Сопровождавшая офицеров девушка пошла за мной. Когда мы знакомились, она сказала, что учится пению. Догнав меня, она прошептала:
— Послушайте, синьора Тоти, доверьтесь мне. Я пришла с ними, потому что один из итальянских офицеров — мой жених. Знайте же — они пришли для того, чтобы испытать вас. Ходят слухи, что вы партизанка. Не отказывайтесь от выступления в концерте, иначе они сожгут вашу виллу.
Вернувшись с вином в зал, я сказала, что в виде особого исключения согласна пойти навстречу их настойчивым просьбам, но тут же предупредила, что перед концертом мне придется съездить в Тревизо к портнихе. Я объяснила, что у меня нет вечернего платья. На самом же деле мне надо было посоветоваться с партизанами насчет концерта — выступать или нет.

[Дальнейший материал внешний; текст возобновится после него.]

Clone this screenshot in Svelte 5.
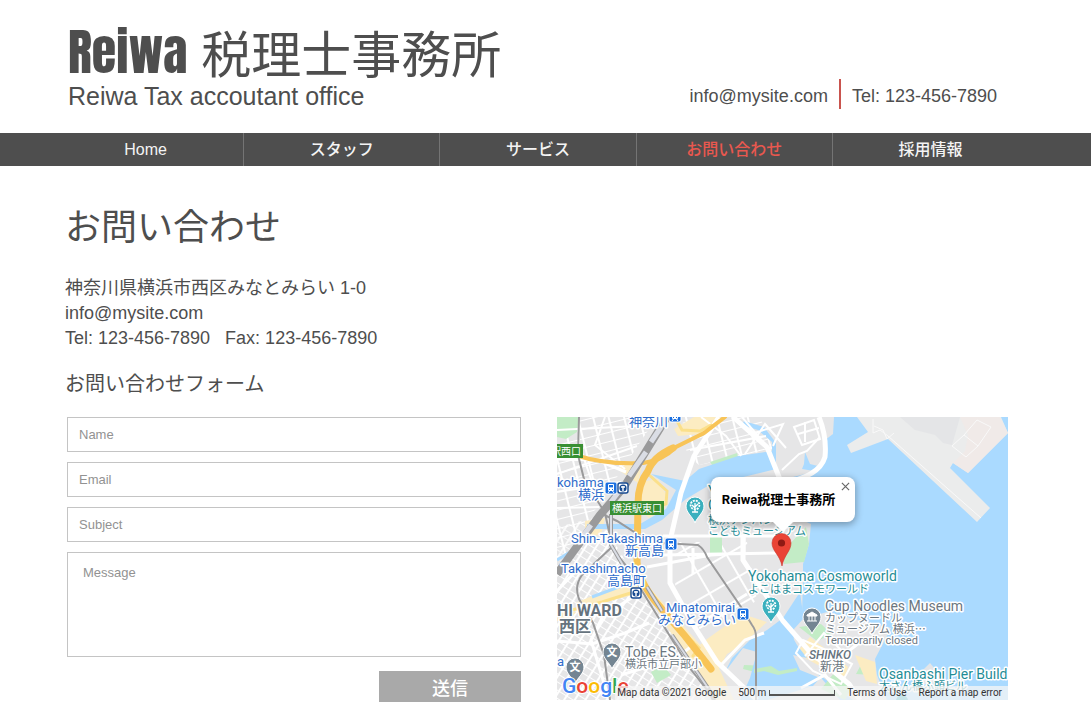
<script lang="ts">
  // Contact page for the tax office: header, main nav, address, form and map.
  const navItems = [
    { label: 'Home', href: '#home' },
    { label: 'スタッフ', href: '#staff' },
    { label: 'サービス', href: '#services' },
    { label: 'お問い合わせ', href: '#contact' },
    { label: '採用情報', href: '#recruit' },
  ];
  const current = '#contact';

  // Map labels, in the map's own 451 x 283 units.
  const labels = [
    { x: 72, y: 9, kind: 'station', size: 13, text: '神奈川' },
    { x: 0, y: 70, kind: 'station', size: 13, text: 'kohama' },
    { x: 21, y: 82, kind: 'station', size: 13, text: '横浜' },
    { x: 14, y: 126, kind: 'station', size: 13, text: 'Shin-Takashima' },
    { x: 68, y: 138, kind: 'station', size: 13, text: '新高島' },
    { x: 4, y: 156, kind: 'station', size: 13, text: 'Takashimacho' },
    { x: 50, y: 168, kind: 'station', size: 13, text: '高島町' },
    { x: 109, y: 195, kind: 'station', size: 13, text: 'Minatomirai' },
    { x: 101, y: 207, kind: 'station', size: 13, text: 'みなとみらい' },
    { x: 0, y: 249, kind: 'station', size: 13, text: 'a' },
    { x: 0, y: 199, kind: 'ward', size: 16, text: 'HI WARD' },
    { x: 2, y: 215, kind: 'ward', size: 16, text: '西区' },
    { x: 68, y: 240, kind: 'place', size: 14, text: 'Tobe ES.' },
    { x: 68, y: 251, kind: 'place', size: 11, text: '横浜市立戸部小' },
    { x: 151, y: 79, kind: 'sight', size: 14, text: 'Y' },
    { x: 151, y: 93, kind: 'sight', size: 14, text: 'C' },
    { x: 151, y: 107, kind: 'sight', size: 11, text: '横浜アンパンマン' },
    { x: 151, y: 118, kind: 'sight', size: 11, text: 'こどもミュージアム' },
    { x: 191, y: 164, kind: 'sight', size: 14, text: 'Yokohama Cosmoworld' },
    { x: 191, y: 176, kind: 'sight', size: 11, text: 'よこはまコスモワールド' },
    { x: 268, y: 194, kind: 'place', size: 14, text: 'Cup Noodles Museum' },
    { x: 268, y: 205, kind: 'place', size: 11, text: 'カップヌードル' },
    { x: 268, y: 216, kind: 'place', size: 11, text: 'ミュージアム 横浜⋯' },
    { x: 268, y: 227, kind: 'place', size: 11, text: 'Temporarily closed' },
    { x: 252, y: 242, kind: 'district', size: 12, text: 'SHINKO' },
    { x: 263, y: 254, kind: 'place', size: 12, text: '新港' },
    { x: 322, y: 262, kind: 'sight', size: 14, text: 'Osanbashi Pier Build' },
    { x: 322, y: 273, kind: 'sight', size: 11, text: '大さん橋ふ頭ビル' },
  ];

  const stations = [
    { x: 118, y: -1 },
    { x: 54, y: 71 },
    { x: 114, y: 127 },
    { x: 186, y: 197 },
  ];
  const subways = [
    { x: 66, y: 71 },
    { x: 79, y: 176 },
  ];

  let popupOpen = $state(true);
</script>

<div class="page">
  <header class="bar">
    <div class="inner head">
      <div class="brand">
        <div class="name"><span class="latin">Reiwa</span> 税理士事務所</div>
        <div class="tagline">Reiwa Tax accoutant office</div>
      </div>
      <div class="contact">
        <a href="mailto:info@mysite.com">info@mysite.com</a>
        <span class="tel">Tel: 123-456-7890</span>
      </div>
    </div>
  </header>

  <nav class="bar">
    <ul class="inner">
      {#each navItems as item}
        <li>
          <a href={item.href} class:active={item.href === current}>{item.label}</a>
        </li>
      {/each}
    </ul>
  </nav>

  <main class="bar">
    <div class="inner">
      <div class="intro">
        <h1>お問い合わせ</h1>
        <address>
          神奈川県横浜市西区みなとみらい 1-0<br />
          <a href="mailto:info@mysite.com">info@mysite.com</a><br />
          Tel: 123-456-7890 &nbsp; Fax: 123-456-7890
        </address>
        <h2>お問い合わせフォーム</h2>
      </div>

      <div class="columns">
        <form onsubmit={(e) => e.preventDefault()}>
          <input type="text" placeholder="Name" aria-label="Name" />
          <input type="email" placeholder="Email" aria-label="Email" />
          <input type="text" placeholder="Subject" aria-label="Subject" />
          <textarea placeholder="Message" aria-label="Message"></textarea>
          <button class="send" type="submit">送信</button>
        </form>

        <section class="map" aria-label="Map">
          <svg class="canvas" viewBox="0 0 451 283">
            <defs>
              <pattern id="streets" width="15" height="9" patternUnits="userSpaceOnUse" patternTransform="rotate(-14)">
                <path d="M0 0H15M5 0V9" stroke="#fff" stroke-width="2" fill="none" />
              </pattern>
              <pattern id="alleys" width="9" height="7" patternUnits="userSpaceOnUse" patternTransform="rotate(32)">
                <path d="M0 0H9M3 0V7" stroke="#fff" stroke-width="2" fill="none" />
              </pattern>
              <pattern id="blocks" width="34" height="25" patternUnits="userSpaceOnUse" patternTransform="rotate(-30)">
                <path d="M0 4H34M10 0V25" stroke="#fff" stroke-width="2" fill="none" />
              </pattern>
              <symbol id="tree" viewBox="0 0 20 28">
                <path
                  d="M10 27C8 21 1 17 1 10a9 9 0 0 1 18 0c0 7-7 11-9 17z"
                  fill="#3bb0be"
                  stroke="#fff"
                />
                <g fill="none" stroke="#fff">
                  <circle cx="10" cy="9" r="4.4" stroke-width="1.8" stroke-dasharray="2 1" />
                  <path d="M10 16V7M10 12l-3-3M10 11l3-3M7 16h6" stroke-width="1.3" />
                </g>
              </symbol>
              <symbol id="pin-grey" viewBox="0 0 20 28">
                <path
                  d="M10 27C8 21 1 17 1 10a9 9 0 0 1 18 0c0 7-7 11-9 17z"
                  fill="#748592"
                  stroke="#fff"
                />
              </symbol>
            </defs>

            <rect width="451" height="283" fill="#aadaff" />

            <!-- Land -->
            <path
              fill="#e6e6e7"
              d="M0 0H277L276 17 268 23 270 40 256 55 236 60 245 103 254 107 252 127 246 147 246 165 245 197 232 208 236 228 283 283H0z"
            />
            <path
              fill="#e6e6e7"
              d="M237 212L246 202 270 195 334 211 318 242 320 258 330 283H296L236 238z"
            />
            <path
              fill="#ebecec"
              d="M300 0L311 15 290 28 294 36 331 22 420 105 433 91 393 51 396 46 411 56 451 16 444 0z"
            />
            <path fill="#e4e5e7" d="M343 0H403L395 28 386 26 378 18 358 13z" />
            <path fill="#f0eae8" d="M403 0H443L451 16 411 56 396 46 408 34 411 18z" />
            <path fill="#e4e5e7" d="M366 253L373 246 379 253 376 267H366z" />

            <path fill="url(#streets)" d="M0 0H100L0 150zM125 0H203L216 32 142 48 130 38z" />
            <path fill="url(#alleys)" d="M0 153L25 120 50 113 90 180 150 270 155 283H0z" />
            <path fill="url(#blocks)" d="M119 125H190L200 183 150 222 118 178z" />
            <path fill="url(#alleys)" d="M0 110L48 98 40 110 0 147z" opacity=".8" />

            <!-- Parks -->
            <g fill="#c3ecc6">
              <path d="M0 0H22L20 15 9 22 0 20zM153 45L180 36 184 51 160 55zM249 110L252 127 247 145 227 147 226 134z" />
              <path d="M153 120H165V136H153zM242 210L264 207 275 217 260 224zM94 255L106 248 114 258 100 266z" />
              <path d="M264 272L278 255 294 272 288 283zM187 248L236 250 239 256 214 259 186 252zM299 257L307 242 317 246 315 258z" />
            </g>

            <!-- Commercial blocks -->
            <g fill="#fcecc2">
              <path d="M83 65L101 62 109 78 108 91 92 101 84 94zM117 12L137 0H164L143 17 121 19zM60 52L87 39 81 66z" />
              <path d="M150 222L185 197 210 205 185 228 170 237 161 253 138 232zM253 220L270 233 291 250 288 260 270 253 239 236z" />
              <path d="M86 163L160 247 177 283H158L105 202zM28 104L48 101 44 118 28 118zM298 238L318 245 320 267 309 264z" />
              <path d="M18 186L75 163 83 168 76 178 29 190zM0 193L19 195 11 205 0 204z" />
            </g>

            <!-- Harbour and canals -->
            <path
              fill="#aadaff"
              d="M94 57L128 64 142 52 181 39 215 34 215 25 201 13 185 8 187 4 207 10 219 26 219 52 178 62 154 67 129 82 105 103 88 112 31 112 30 107 83 107 109 92 119 73z"
            />
            <path
              fill="#aadaff"
              d="M243 175L246 197 230 210 240 228 250 241 236 238 243 253 263 261 256 269 210 283H183L193 261 200 235 186 231 168 255 175 241 193 223 210 213 226 201z"
            />
            <path fill="#aadaff" d="M248 35L253 47 261 49 257 54 245 52 247 47z" />
            <path
              d="M35 180L67 168M0 143L23 129"
              stroke="#aadaff"
              stroke-width="3"
              fill="none"
            />
            <path fill="#c3ecc6" d="M197 252L214 249 222 254 240 251 240 254 221 258 207 254 197 256z" />

            <!-- Local roads -->
            <g fill="none" stroke="#fff">
              <path stroke-width="2" d="M0 13L100 8M0 57L80 29M0 75L64 65M22 0V27L47 100M48 0L38 28 68 52M0 91L42 90" />
              <path stroke-width="2" d="M133 33L209 19M144 0L169 19 184 39M188 37L208 7 229 31M194 17L226 7 216 29M185 0L212 32" />
              <path stroke-width="2" d="M237 10L257 3 263 22 245 28zM248 5V25M241 17L262 11M225 53L242 37 250 34 262 21" />
              <path stroke-width="2" d="M239 236L246 223 269 233 295 247 284 267 256 254zM248 239L267 216 285 234" />
              <path stroke-width="3" d="M106 119H225V108M105 138L220 136M136 131V157M90 150L154 138 187 136V120" />
              <path stroke-width="5" d="M162 0L137 39 124 76 113 124 113 166 137 209 160 245 200 283" />
              <path stroke-width="5" stroke-linejoin="round" d="M176 0L210 30 226 70M262 0Q270 20 268 40 262 60 225 66" />
              <path stroke-width="5" d="M186 120V143L226 204 253 235 292 267 303 283" />
              <path stroke-width="3" d="M137 210L190 177M164 248L188 223 207 216M0 42L40 43 69 55M18 155L0 174M76 180L46 199 34 223 52 283" />
              <path stroke-width="3" d="M284 240L302 226M244 271L268 258 284 278M0 224L35 227 68 216 92 206M64 258L119 241 139 226" />
            </g>
            <g fill="none" stroke="#f9f9f9">
              <path d="M316 2V16L323 13 331 19 424 101M317 9L326 13 330 22 337 16M395 29L407 18 421 29 409 40zM407 18L420 3 434 10 421 29" />
            </g>

            <!-- Highways -->
            <g fill="none" stroke-linecap="round">
              <path stroke="#fbe08b" stroke-width="3" d="M118 0L125 13 143 14 154 8M83 96L109 87 110 74 91 57M127 216L142 231 136 239M80 174L45 185 15 193" />
              <path stroke="#f8c457" stroke-width="4" d="M18 38Q49 48 86 46Q105 44 119 30L147 16 168 0" />
              <path stroke="#f8c457" stroke-width="7" d="M116 31Q96 40 91 54Q81 67 81 86L80 145Q81 162 98 184L128 219 154 252" />
            </g>

            <!-- Railways -->
            <g fill="none">
              <path stroke="#9a9a9b" stroke-width="8" d="M110 0L67 70 43 98 0 157" />
              <path stroke="#dadde5" stroke-width="5" d="M104 10L94 25M89 35L72 59M68 66L54 85M34 108L20 127" />
              <path stroke="#9a9a9b" stroke-width="2" d="M22 0L21 38 27 62 48 96 56 133 71 151 90 182 132 250 158 283" />
              <path stroke="#9a9a9b" stroke-width="2" d="M43 96L60 104 82 118 104 126 141 128Q147 132 150 140L184 190 195 208Q199 213 199 220V283" />
              <path stroke="#9a9a9b" stroke-width="2" d="M56 129L25 158Q17 169 22 182L36 206 47 238 53 283" />
              <path stroke="#9a9a9b" stroke-width="4" d="M54 97L54 128 67 150M90 170L105 194M115 218L151 271 157 283" />
              <path stroke="#dadde5" stroke-width="2" d="M54 97L54 128 67 150M90 170L105 194M115 218L151 271" />
            </g>

            <!-- Road signs -->
            <g>
              <rect y="27" width="26" height="14" fill="#388f33" />
              <text class="sign" x="-6" y="38">駅西口</text>
              <rect x="53" y="84" width="54" height="14" fill="#388f33" />
              <text class="sign" x="55" y="95">横浜駅東口</text>
            </g>

            {#each labels as label}
              <text class="label {label.kind}" x={label.x} y={label.y} font-size={label.size}>{label.text}</text>
            {/each}

            {#each stations as s}
              <g transform="translate({s.x} {s.y})">
                <rect x="-6" y="-6" width="12" height="12" rx="2" fill="#1a6fe0" stroke="#fff" />
                <rect x="-3" y="-4" width="6" height="7" rx="1" fill="#fff" />
                <rect x="-2" y="-3" width="4" height="2.400" fill="#1a6fe0" />
                <path d="M-2 1.500H-1M1 1.500H2" stroke="#1a6fe0" />
                <path d="M-3 5L-1.500 3M3 5L1.500 3" stroke="#fff" />
              </g>
            {/each}
            {#each subways as s}
              <g transform="translate({s.x} {s.y})">
                <rect x="-5" y="-5" width="10" height="10" rx="2" fill="#fff" stroke="#174a91" stroke-width="1.4" />
                <circle r="3.6" fill="#174a91" />
                <path d="M0 -2V3M-2 -1H2" stroke="#fff" stroke-width="1.4" />
              </g>
            {/each}

            <use href="#tree" x="128" y="79" width="20" height="28" />
            <use href="#tree" x="204" y="179" width="20" height="28" />
            <use href="#pin-grey" x="45" y="225" width="20" height="28" />
            <use href="#pin-grey" x="8" y="240" width="20" height="28" />
            <use href="#pin-grey" x="245" y="190" width="20" height="28" />
            <text class="kanji" x="55" y="239">文</text>
            <text class="kanji" x="18" y="254">文</text>
            <path
              d="M250 198L255 195 260 198V199H250zM250 204H260M252 199V204M255 199V204M258 199V204"
              fill="#fff"
              stroke="#fff"
            />
            <circle cx="345" cy="284" r="6" fill="#3bb0be" />

            <text class="google" x="5" y="276">
              <tspan fill="#4285f4">G</tspan><tspan fill="#ea4335">o</tspan><tspan fill="#fbbc05">o</tspan><tspan
                fill="#4285f4">g</tspan
              ><tspan fill="#34a853">l</tspan><tspan fill="#ea4335">e</tspan>
            </text>

            <path
              d="M225 149C223 138 215 134 215 126a9.500 9.500 0 0 1 19 0c0 8-7 12-9 23z"
              fill="#ea4335"
              stroke="#c8352b"
              stroke-width=".6"
            />
            <circle cx="224.500" cy="126" r="3.600" fill="#8f1a14" />
          </svg>

          {#if popupOpen}
            <div class="popup">
              <strong>Reiwa税理士事務所</strong>
              <button type="button" aria-label="Close" onclick={() => (popupOpen = false)}>
                <svg viewBox="0 0 10 10"><path d="M1 1L9 9M9 1L1 9" /></svg>
              </button>
            </div>
          {/if}

          <div class="credits">
            <span>Map data ©2021 Google</span>
            <span class="scale">500 m <i></i></span>
            <a href="#terms">Terms of Use</a>
            <a href="#report">Report a map error</a>
          </div>
        </section>
      </div>
    </div>
  </main>
</div>

<style>
  :global(body) {
    background: #fff;
  }

  .page {
    --ink: #4e4e4e;
    --accent: #e9584f;
    --sans: 'Liberation Sans', 'Noto Sans CJK JP', sans-serif;
    --map-font: Roboto, 'Noto Sans CJK JP', sans-serif;
    color: var(--ink);
    font-family: var(--sans);
    font-size: 18px;
    line-height: 25px;
  }

  a {
    color: inherit;
    text-decoration: none;
  }

  .bar {
    padding-right: 15px;
  }

  .inner {
    box-sizing: border-box;
    max-width: 980px;
    margin: 0 auto;
  }

  .head {
    display: flex;
    justify-content: space-between;
    align-items: flex-end;
    padding: 24px 31px 24px 20px;
  }

  .name {
    font-size: 50px;
    line-height: 56px;
  }

  .latin {
    font-family: Anton, Impact, 'Liberation Sans Narrow', 'Liberation Sans', sans-serif;
    font-weight: 400;
  }

  .tagline {
    font-size: 25px;
    line-height: 25px;
  }

  .contact {
    display: flex;
    align-items: flex-end;
  }

  .tel {
    margin-left: 11px;
    padding: 5px 0 0 11px;
    border-left: 2px solid #c9544e;
  }

  nav {
    background: var(--ink);
  }

  nav ul {
    display: flex;
    padding: 0;
    list-style: none;
  }

  nav li {
    flex: 1;
    text-align: center;
  }

  nav li + li {
    border-left: 1px solid #747474;
  }

  nav a {
    display: block;
    color: #f4f4f4;
    font-size: 16px;
    font-weight: 500;
    line-height: 33px;
  }

  nav a.active {
    color: var(--accent);
  }

  .intro {
    padding: 37px 17px 0;
  }

  h1,
  h2 {
    margin: 0;
    font-weight: 400;
  }

  h1 {
    font-size: 36px;
    line-height: 50px;
  }

  address {
    margin: 23px 0 21px;
    font-style: normal;
  }

  h2 {
    font-size: 20px;
    line-height: 25px;
  }

  .columns {
    display: grid;
    grid-template-columns: 454fr 451fr;
    gap: 36px;
    align-items: start;
    padding: 20px 20px 20px 19px;
  }

  form {
    display: flex;
    flex-direction: column;
    gap: 10px;
  }

  input,
  textarea {
    box-sizing: border-box;
    width: 100%;
    height: 35px;
    margin: 0;
    padding: 0 11px;
    border: 1px solid #c4c4c4;
    border-radius: 0;
    background: #fff;
    color: var(--ink);
    font: 13px var(--sans);
  }

  textarea {
    height: 105px;
    padding: 12px 15px;
    resize: none;
  }

  input::placeholder,
  textarea::placeholder {
    color: #929292;
    opacity: 1;
  }

  .send {
    align-self: flex-end;
    width: 142px;
    height: 31px;
    margin-top: 4px;
    padding: 0;
    border: 0;
    background: #a9a9a9;
    color: #fff;
    font: 500 18px var(--sans);
  }

  .map {
    position: relative;
    overflow: hidden;
    font-family: var(--map-font);
  }

  .canvas {
    display: block;
    width: 100%;
  }

  .label {
    paint-order: stroke;
    stroke: #fff;
    stroke-width: 3px;
    stroke-linejoin: round;
  }

  .station {
    fill: #2f6dcb;
  }

  .sight {
    fill: #1f8d97;
  }

  .place {
    fill: #6b7680;
  }

  .ward {
    fill: #66737e;
    font-weight: 700;
  }

  .district {
    fill: #66737e;
    font-style: italic;
    font-weight: 500;
  }

  .sign {
    fill: #fff;
    font-size: 10px;
  }

  .kanji {
    fill: #fff;
    font-size: 11px;
    font-weight: 700;
    text-anchor: middle;
  }

  .google {
    font-size: 21px;
    font-weight: 500;
    paint-order: stroke;
    stroke: #fff;
    stroke-width: 2px;
  }

  .popup {
    position: absolute;
    top: 60px;
    left: 50%;
    display: flex;
    align-items: center;
    justify-content: center;
    box-sizing: border-box;
    width: 144px;
    height: 45px;
    margin-left: -72px;
    border-radius: 8px;
    background: #fff;
    box-shadow: 0 2px 7px 1px rgb(0 0 0 / 30%);
    color: #000;
    font-size: 13px;
  }

  .popup::after {
    position: absolute;
    top: 100%;
    left: 50%;
    margin-left: -10px;
    border: 10px solid transparent;
    border-top-color: #fff;
    border-bottom: 0;
    content: '';
  }

  .popup strong {
    margin-right: 8px;
    white-space: nowrap;
  }

  .popup button {
    position: absolute;
    top: 5px;
    right: 5px;
    width: 9px;
    height: 9px;
    padding: 0;
    border: 0;
    background: none;
  }

  .popup button svg {
    display: block;
    fill: none;
    stroke: #666;
    stroke-width: 1.3;
  }

  .credits {
    position: absolute;
    right: 0;
    bottom: 0;
    display: flex;
    gap: 12px;
    padding: 0 6px 0 2px;
    background: rgb(245 245 245 / 75%);
    color: #333;
    font-size: 10px;
    line-height: 14px;
    white-space: nowrap;
  }

  .scale {
    display: flex;
    align-items: center;
    gap: 3px;
  }

  .scale i {
    width: 64px;
    height: 4px;
    border: solid #555;
    border-width: 0 1px 2px;
  }
</style>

Немецкие офицеры оказались настолько любезными, что предоставили в мое распоряжение машину, бензин и пропуск в Тревизо.
Приехав в город, я вместо портнихи отправилась к одному из руководителей подполья, Дзадре, и другому видному деятелю Сопротивления — адвокату Босколо. Мое прежнее олимпийское спокойствие явно изменило мне.
— Пой, конечно, пой, — сказали мне.
— Да, но я не хочу, чтобы меня потом обвиняли в коллаборационизме, — ответила я.
— Ну что ты, Тоти. Мы же тебя все знаем. Твой патриотизм ни у кого не вызывает сомнений.
Прошло несколько дней. Однажды вечером за мной приехала немецкая машина и отвезла в Конельяно. Аккомпаниатора не было, и у меня хватило дерзости взять с собой Полакко. Надо сказать, что хотя Полакко не был в большом восторге от этого предприятия, но держал себя превосходно. В общем, мы дерзко подшутили над немцами, заставив их слушать игру аккомпаниатора-еврея.
Мы приехали в Конельяно. Когда я выходила из машины, ко мне подошел местный секретарь фашистской партии. Рассыпаясь в комплиментах, он сказал, что в гостинице меня ждет коммендаторе Бьянки, специально приехавший из Венеции на мой концерт. Я задумалась. Что еще за коммендаторе Бьянки? Я не знала никакого коммендаторе Бьянки.
Он оказался нотариусом Бассиньяни, видным деятелем Сопротивления. За его голову немцы обещали сто тысяч лир.
Увидев его, я похолодела. У меня подкосились ноги.